L_none = M_Boson(Hsys, tier, bath; assemble = Val(:none))Demonstrating Memory Savings
# spin-boson model
Hsys = 1.0 * sigmaz() + 0.25 * sigmax()
Δ = 0.1 # coupling strength
W = 0.2 # band-width of the environment
kT = 0.5 # the product of the Boltzmann constant k and the absolute temperature T
N = 10 # Number of exponential terms
baths = [
Boson_DrudeLorentz_Pade(sigmax(), 0.01, 0.5, 0.5, 3),
Boson_DrudeLorentz_Pade(sigmax(), 0.01, 0.5, 0.5, 3),
]
# Create matrices with different assembly modes
tier = 10
L_full = M_Boson(Hsys, tier, baths; assemble=Val(:full), verbose=false)
L_combine = M_Boson(Hsys, tier, baths; assemble=Val(:combine), verbose=false)
L_none = M_Boson(Hsys, tier, baths; assemble=Val(:none), verbose=false)Use Base.summarysize to measure and compare memory usage (convert to MB)
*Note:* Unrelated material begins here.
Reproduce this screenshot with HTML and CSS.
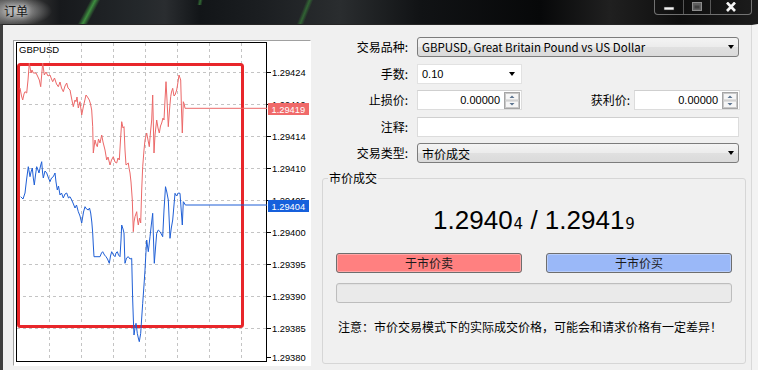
FILE: index.html
```html
<!DOCTYPE html>
<html lang="zh-CN">
<head>
<meta charset="utf-8">
<title>订单</title>
<link rel="stylesheet" href="styles.css">
</head>
<body>
<div class="titlebar">
  <span class="title">订单</span>
  <div class="winbtns">
    <div class="wb wb-min"><svg width="12" height="10" viewBox="0 0 12 10"><rect x="1" y="5" width="10" height="3" fill="#f4f4f4" stroke="#2a2a2a" stroke-width="0.6"/></svg></div>
    <div class="wb wb-max"><svg width="12" height="10" viewBox="0 0 12 10"><rect x="1.5" y="0.5" width="9" height="8" fill="#5e5e5e" stroke="#8c8c8c"/><rect x="3.5" y="3.5" width="5" height="3" fill="#3e3e3e"/></svg></div>
    <div class="wb wb-close"><svg width="14" height="10" viewBox="0 0 14 10"><path d="M3 0.5 L11 9 M11 0.5 L3 9" stroke="#f6f6f6" stroke-width="2.6"/></svg></div>
  </div>
</div>
<div class="client">
  <div class="chart">
    <svg width="296" height="324" viewBox="14 41 296 324">
      <defs>
        <clipPath id="peek1"><rect x="268" y="96" width="42" height="7"/></clipPath>
        <clipPath id="peek2"><rect x="268" y="193" width="42" height="7"/></clipPath>
      </defs>
      <g stroke="#c4c4c4" stroke-width="1" stroke-dasharray="3 3" fill="none">
        <path d="M49.5 43V361 M81.5 43V361 M113.5 43V361 M145.5 43V361 M177.5 43V361 M209.5 43V361 M241.5 43V361"/>
        <path d="M17 72.5H266 M17 104.5H266 M17 136.5H266 M17 168.5H266 M17 200.5H266 M17 232.5H266 M17 264.5H266 M17 296.5H266 M17 328.5H266"/>
      </g>
      <path d="M267 72.5H271 M267 104.5H271 M267 136.5H271 M267 168.5H271 M267 200.5H271 M267 232.5H271 M267 264.5H271 M267 296.5H271 M267 328.5H271 M267 357.5H271" stroke="#000" stroke-width="1"/>
      <rect x="16.5" y="42.5" width="250" height="319" fill="none" stroke="#000" stroke-width="1"/>
      <text class="gsym" x="19" y="52.5">GBPUSD</text>
      <g class="axis">
        <text x="272" y="76">1.29424</text>
        <text x="272" y="108" clip-path="url(#peek1)">1.29419</text>
        <text x="272" y="140">1.29414</text>
        <text x="272" y="171.8">1.29410</text>
        <text x="272" y="203.5" clip-path="url(#peek2)">1.29405</text>
        <text x="272" y="236">1.29400</text>
        <text x="272" y="267.8">1.29395</text>
        <text x="272" y="300">1.29390</text>
        <text x="272" y="331.8">1.29385</text>
        <text x="272" y="360.5">1.29380</text>
      </g>
      <rect x="18.5" y="64.5" width="224" height="262" rx="2" fill="none" stroke="#e8262a" stroke-width="3"/>
      <polyline fill="none" stroke="#ec6868" stroke-width="1" points="20,88 21.5,96 22.7,100 24,94 25,91.7 26.7,93 28,80 29.3,63 31,73 32,70 33.3,73 36,73 37.5,76 39.3,80 40.7,86.7 42.7,63 44.3,75 46,72 48,76 50,75 51.5,79 52.7,81.7 54.5,78 56.5,84 58.3,86.7 60,82 61.5,88 63.3,91.7 65,86 66.7,83 68,88 70,90 71.5,98 73.3,106.7 75,100 76,101.7 77,97 78.3,108 80,101.7 81.7,115 83.5,106 86,95 87.5,97 89.3,100 90.5,104 91.7,110 92.7,126.7 93.3,153 95,140 96,144 97.3,146.7 98.5,139 100,143 101.7,135 103,142 105,150 106.7,160 108,157 110,165 111.5,160 113.3,156.7 115,162 116.7,163 118,158 119.3,160 120.5,140 121.7,121.7 123,128 124,126.7 125,150 126,165 128.3,163 129,168 130,173 131,182 132.3,200 133.3,231.7 134,222 135,216.7 136.7,211.7 137.5,220 138.3,225 139.5,218 140.7,223 141.7,190 142.7,166.7 144,150 145,140 146.7,133 148,140 149.3,146.7 150.5,132 151.7,120 152.7,95 154,153 155,135 156.7,120 158,128 159.3,133 160.5,126 161.7,123 163,118 164,120 165,100 166,81.7 167,100 168.3,126.7 169.5,110 170.7,96.7 171.5,92 172.7,88.3 174,96 175,95 176.7,90 178,82 179,75 180.7,80 181.5,110 182.3,133 183.3,101.7 184.2,104 185,108.3 267,108.3"/>
      <polyline fill="none" stroke="#1f5fd6" stroke-width="1" points="20.7,196.7 23,199 25,193 26.5,180 28.3,166.7 30,176.7 31,172 32.3,168 33.3,178 34.3,185 35.5,175 36.7,166.7 38,170 39,173 40.5,166 41.7,161.7 42.5,172 43.3,178 45,171 46.7,173 48.5,178 50,181.7 51.5,178 53.3,176.7 55,173 56,182 57.3,190 58.5,186 60,195 61.5,193 63.3,198 65,194 66.7,193 68.5,198 70,196.7 71.7,200 73,203 75,208 76.5,205 78.3,211.7 80,216 81.7,223 83.5,212 85,206.7 86.5,209 88.3,210 89.5,208 90.7,213 91.8,222 92.7,233 93.3,245 94,256.7 97,256.7 100,256.7 101.5,253 102.7,251.7 104.5,255 106,256.7 107.5,259 109.3,263.3 110.5,256 111.7,251.7 113.5,255 115,256.7 116,253 117.3,251.7 118.5,255 120,256.7 121,240 121.7,225 123,229 124,233 124.5,250 125,263.3 126.5,258 128.3,256.7 130,259 131.7,258.3 132.2,280 132.7,300 133.3,318 134,335 135,328 136,323.3 137.3,333.3 138.3,338 139.3,341.7 140.7,333.3 141.7,318 142.7,303.3 144,285 145,270 145.8,255 146.7,240 147.5,246 148.3,251.7 149.2,244 150,236.7 151.3,225 152.7,213.3 153.5,240 154.3,263.3 155.5,248 156.7,233.3 158.3,230 160,231.7 161.3,234 162.7,236.7 164,210 165.5,186.7 166.8,192 168.3,200 169.2,220 170,238.3 171.3,228 172.7,220 174,205 175,193.3 176.5,196 178.3,193 180,193.3 181.2,210 182.3,225 183.3,201.7 184.3,203 185.3,205 267,205"/>
      <rect x="268" y="103" width="41" height="12" fill="#f06a6a"/>
      <text class="tag" x="271.5" y="112.5">1.29419</text>
      <rect x="268" y="200" width="41" height="12" fill="#1660dc"/>
      <text class="tag" x="271.5" y="209.5">1.29404</text>
    </svg>
  </div>
  <div class="panel">
    <div class="row">
      <span class="lbl">交易品种:</span>
      <div class="combo combo-gray combo-wide"><span class="latin">GBPUSD, Great Britain Pound vs US Dollar</span><i class="arrow"></i></div>
    </div>
    <div class="row">
      <span class="lbl">手数:</span>
      <div class="combo combo-white combo-small"><span class="num">0.10</span><i class="arrow"></i></div>
    </div>
    <div class="row">
      <span class="lbl">止损价:</span>
      <div class="field field-spin"><span class="num val">0.00000</span>
        <span class="spin"><svg width="16" height="17" viewBox="0 0 16 17"><rect x="0.5" y="0.5" width="15" height="16" fill="#ececec" stroke="#a5a5a5"/><rect x="1.5" y="1.5" width="13" height="6.5" fill="#f6f6f6" stroke="#c8c8c8"/><rect x="1.5" y="9" width="13" height="6.5" fill="#f6f6f6" stroke="#c8c8c8"/><path d="M5.5 6 L8 3.5 L10.5 6Z M5.5 11 L8 13.5 L10.5 11Z" fill="#5d7590"/></svg></span>
      </div>
      <span class="lbl lbl-right">获利价:</span>
      <div class="field field-spin field-tp"><span class="num val">0.00000</span>
        <span class="spin"><svg width="16" height="17" viewBox="0 0 16 17"><rect x="0.5" y="0.5" width="15" height="16" fill="#ececec" stroke="#a5a5a5"/><rect x="1.5" y="1.5" width="13" height="6.5" fill="#f6f6f6" stroke="#c8c8c8"/><rect x="1.5" y="9" width="13" height="6.5" fill="#f6f6f6" stroke="#c8c8c8"/><path d="M5.5 6 L8 3.5 L10.5 6Z M5.5 11 L8 13.5 L10.5 11Z" fill="#5d7590"/></svg></span>
      </div>
    </div>
    <div class="row">
      <span class="lbl">注释:</span>
      <div class="field field-wide"></div>
    </div>
    <div class="row row-last">
      <span class="lbl">交易类型:</span>
      <div class="combo combo-gray combo-wide"><span>市价成交</span><i class="arrow"></i></div>
    </div>
    <fieldset class="group">
      <legend>市价成交</legend>
      <div class="price"><span class="big">1.2940</span><span class="small">4</span><span class="big"> / 1.2941</span><span class="small">9</span></div>
      <div class="btnrow">
        <div class="btn btn-sell">于市价卖</div>
        <div class="btn btn-buy">于市价买</div>
      </div>
      <div class="progress"></div>
      <div class="note">注意：市价交易模式下的实际成交价格，可能会和请求价格有一定差异！</div>
    </fieldset>
  </div>
</div>
</body>
</html>
```

FILE: styles.css
```css
* { box-sizing: border-box; }
html, body { margin: 0; padding: 0; }
body {
  width: 758px;
  height: 370px;
  overflow: hidden;
  background: #f0f0f0;
  font-family: "Noto Sans CJK SC", sans-serif;
  font-size: 12px;
  color: #000;
}

.titlebar {
  height: 24px;
  display: flex;
  justify-content: space-between;
  align-items: flex-start;
  background:
    radial-gradient(ellipse 36px 15px at 16px 11px, rgba(205,205,205,0.8), rgba(205,205,205,0)),
    linear-gradient(118deg, transparent 38%, rgba(70,170,70,0.8) 50%, transparent 62%) 74px 0 / 30px 24px no-repeat,
    linear-gradient(112deg, transparent 40%, rgba(60,150,60,0.55) 50%, transparent 60%) 292px 0 / 26px 24px no-repeat,
    linear-gradient(100deg, transparent 35%, rgba(70,160,70,0.6) 50%, transparent 65%) 192px 0 / 16px 5px no-repeat,
    linear-gradient(to right, #4c4c4c 0, #363636 30px, #17191c 60px, #24282b 140px, #2a2d30 165px, #121518 200px, #1b1e21 260px, #2a2d2f 340px, #111315 420px, #070809 540px, #202020 610px, #0e0e0e 680px, #1c1c1c 758px);
}
.title {
  padding-left: 4px;
  line-height: 22px;
  font-size: 12px;
  color: #161616;
  text-shadow: 0 0 5px rgba(230,230,230,0.9), 0 0 9px rgba(220,220,220,0.8);
}
.winbtns {
  display: flex;
  margin-right: 6px;
  height: 15px;
  border: 1px solid rgba(190,190,190,0.55);
  border-top: none;
  border-radius: 0 0 4px 4px;
}
.wb {
  width: 28px;
  display: flex;
  align-items: center;
  justify-content: center;
  border-left: 1px solid rgba(190,190,190,0.4);
}
.wb-min { border-left: none; }
.wb-max { width: 27px; }
.wb-close { width: 41px; }
.wb svg { display: block; }

.client {
  display: flex;
  height: 346px;
  border-left: 3px solid #3e3e3e;
  border-top: 1px solid #262626;
  border-right: 6px solid #f3f3f3;
  box-shadow: inset -1px 0 0 #d9d9d9;
}

.chart {
  flex: none;
  margin-left: 10px;
  margin-top: 15px;
  width: 298px;
  height: 326px;
  border: 1px solid;
  border-color: #a0a0a0 #ffffff #ffffff #a0a0a0;
  background: #fff;
}
.chart svg { display: block; }
.gsym { font-family: "Liberation Sans", sans-serif; font-size: 9.5px; fill: #000; }
.axis text { font-family: "Liberation Sans", sans-serif; font-size: 9.3px; fill: #000; }
.tag { font-family: "Liberation Sans", sans-serif; font-size: 9.3px; fill: #fff; }

.panel {
  flex: none;
  width: 441px;
  padding-top: 12px;
}
.row {
  display: flex;
  align-items: center;
  width: 429px;
  height: 20px;
  margin-bottom: 6.5px;
}
.row-last { margin-bottom: 0; }
.lbl {
  flex: none;
  width: 97px;
  margin-right: 9px;
  text-align: right;
  white-space: nowrap;
  line-height: 20px;
}
.lbl.lbl-right {
  width: 108px;
  margin-right: 4px;
}

.combo {
  flex: none;
  height: 20px;
  display: flex;
  align-items: center;
  justify-content: space-between;
  padding-left: 4px;
  padding-right: 4px;
}
.combo-wide { width: 322px; }
.combo-small { width: 105px; }
.combo-gray {
  border: 1px solid #7c7c7c;
  border-radius: 3px;
  background: linear-gradient(#f4f4f4, #ececec 48%, #e0e0e0 52%, #dadada);
}
.combo-white {
  background: #fff;
  border: 1px solid #e2e2e2;
  padding-right: 6px;
}
.arrow {
  width: 0;
  height: 0;
  border-left: 3.5px solid transparent;
  border-right: 3.5px solid transparent;
  border-top: 4px solid #000;
}
.latin { font-size: 11.5px; }
.num { font-family: "Liberation Sans", sans-serif; font-size: 11px; }

.field {
  flex: none;
  height: 20px;
  background: #fff;
  border: 1px solid #dcdcdc;
  border-top-color: #cfcfcf;
}
.field-wide { width: 322px; }
.field-spin {
  width: 105px;
  display: flex;
  align-items: center;
  justify-content: flex-end;
  padding-right: 1px;
}
.field-tp { width: 106px; }
.val { margin-right: 4px; }
.spin { display: block; }
.spin svg { display: block; }

.group {
  margin: 7px 0 0 11px;
  padding: 0;
  width: 424px;
  height: 194px;
  border: 1px solid #d6d6d6;
  border-radius: 3px;
  min-width: 0;
}
.group legend {
  margin-left: 5px;
  padding: 0 1px;
  line-height: 16px;
  font-size: 12px;
}
.price {
  margin-top: 19px;
  height: 30px;
  line-height: 30px;
  text-align: center;
  font-family: "Liberation Sans", sans-serif;
  white-space: pre;
}
.big { font-size: 26px; }
.small { font-family: "DejaVu Sans", sans-serif; font-size: 15px; margin-left: 1px; }

.btnrow {
  display: flex;
  gap: 24px;
  margin: 18px 13px 0 13px;
}
.btn {
  flex: 1;
  height: 20px;
  line-height: 18px;
  text-align: center;
  border: 1px solid #6e6e6e;
  border-radius: 3px;
  color: #1a1a1a;
  box-shadow: inset 0 0 0 1px rgba(255,255,255,0.3);
}
.btn-sell { background: #ff8080; }
.btn-buy { background: #9ab8f8; }

.progress {
  margin: 10px 13px 0 13px;
  height: 20px;
  border: 1px solid #bdbdbd;
  border-radius: 3px;
  background: #eaeaea;
  box-shadow: inset 0 1px 1px rgba(0,0,0,0.04);
}
.note {
  margin: 16px 0 0 15px;
  line-height: 16px;
  font-size: 12px;
}
```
mem_full = Base.summarysize(L_full.data) / 1024^2
mem_combine = Base.summarysize(L_combine.data) / 1024^2
mem_none = Base.summarysize(L_none.data) / 1024^2
print(
"System dimension (d) : $(size(Hsys, 1))\n",
"Number of ADOs (N_ADO) : $(L_full.N)\n",
"L_full matrix size : $(size(L_full, 1)) × $(size(L_full, 2))\n",
"L_full non-zero elements : $(nnz(L_full.data.A))\n",
"\n",
"Memory usage:\n",
" full : $(round(mem_full, digits=3)) MB\n",
" combine : $(round(mem_combine, digits=3)) MB\n",
" none : $(round(mem_none, digits=3)) MB\n",
"Memory reduction:\n",
" combine vs full : $(round(100 * (1 - mem_combine/mem_full), digits=1))%\n",
" none vs full : $(round(100 * (1 - mem_none/mem_full), digits=1))%\n",
)System dimension (d) : 2
Number of ADOs (N_ADO) : 43758
L_full matrix size : 175032 × 175032
L_full non-zero elements : 3636774
Memory usage:
full : 93.477 MB
combine : 15.359 MB
none : 16.027 MB
Memory reduction:
combine vs full : 83.6%
none vs full : 82.9%In this case, you might see memory reductions of 80-90% with lazy operators. The savings increase dramatically with higher tiers and more ADOs.